Sage Journal Publishes Past MGSDII Visiting Professor

“Ideology, environment, and open space in conflict arenas: The discrepancies and harmonizing strategies of West Bank Israeli settlers”

Written by Tamar Arieli and Gad Schaffer

The natural environments of conflict arenas often embody invisible contexts for political analysis. This study questions how environmental agendas are framed and acted upon by mid-level environmental professionals engaged in land-focused conflict. Ideological attachment to contested land together with engagement in the polemics of conflict, facilitate unique engagements with environmental agendas, particularly regarding open space preservation. This engagement prioritizes conflict-related goals and thus creates discrepancies between environmental knowledge, attitudes, and actions. Our study focuses on Israeli West Bank settlers who serve as mid-level environmental professionals and share professional dilemmas. Mid-level environmental professionals, rather than high-level policy and decision makers, are “street-level bureaucrats” and therefore a potentially novel and revealing source of environmental positions within the settler community.

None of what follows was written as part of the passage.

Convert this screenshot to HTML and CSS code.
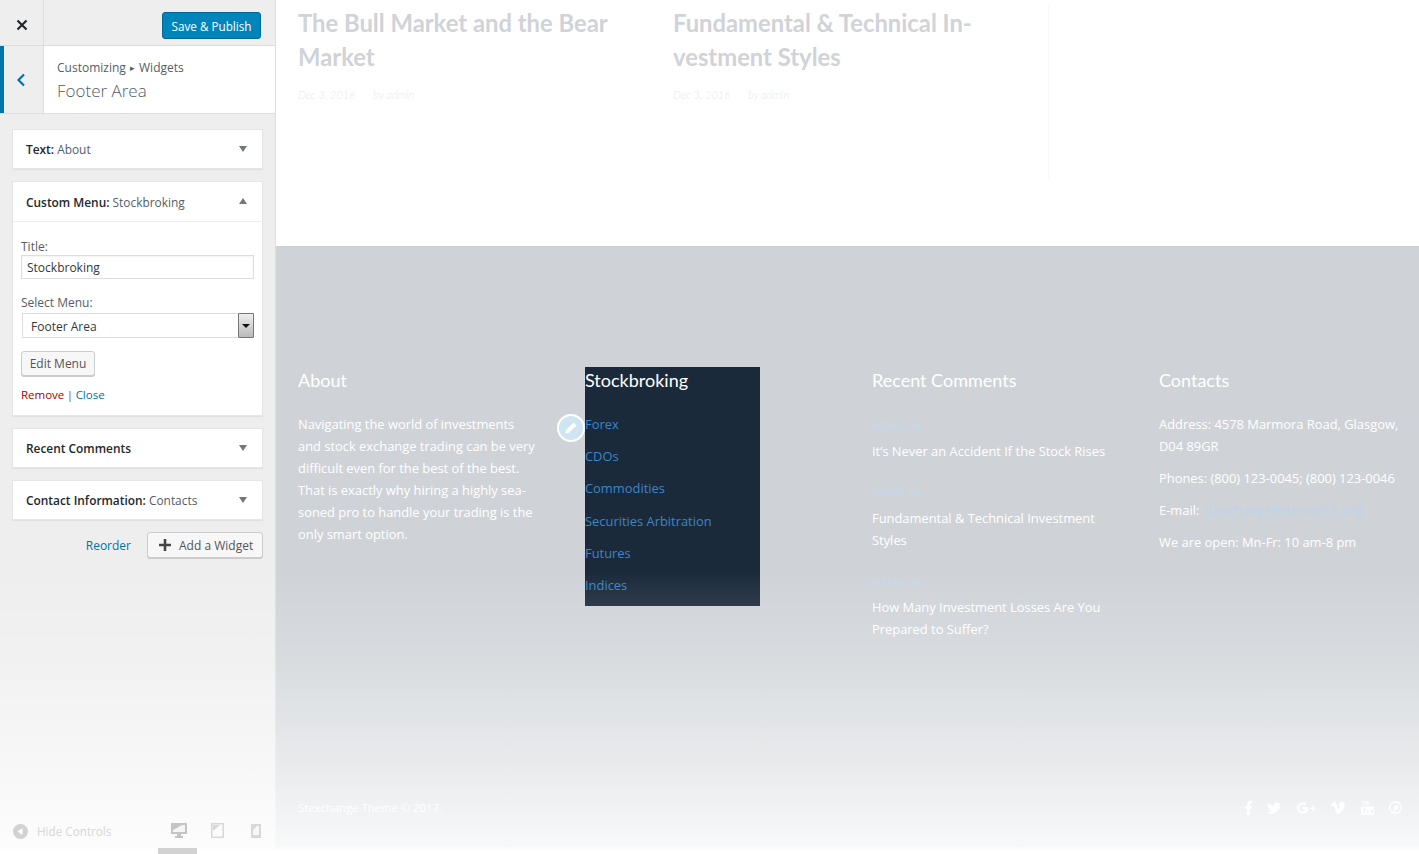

Through interviews focused on Israeli environment-related policies in the West Bank, we reveal disparities between environmental knowledge and the positions grounded in this group’s political identity and loyalties and identify the three particular harmonizing strategies employed in narrating the realities of their professional initiatives and agendas. We expose a distinct dual agenda, one which acknowledges environmental values and concerns, and yet only selectively recognizes and engages in goals of open space preservation when these challenge settlement infrastructure and expansion. These environmental discrepancies can be interpreted as the cynical political manipulation of environmental values, yet we propose that at a mid-level professional level, they can serve as self-rationalization in resolving dual loyalties to both political and environmental agendas. Personal realities and life experiences of environmental professionals affected by the conflict are identified as significant to the design and support of the resulting selective environmental agenda.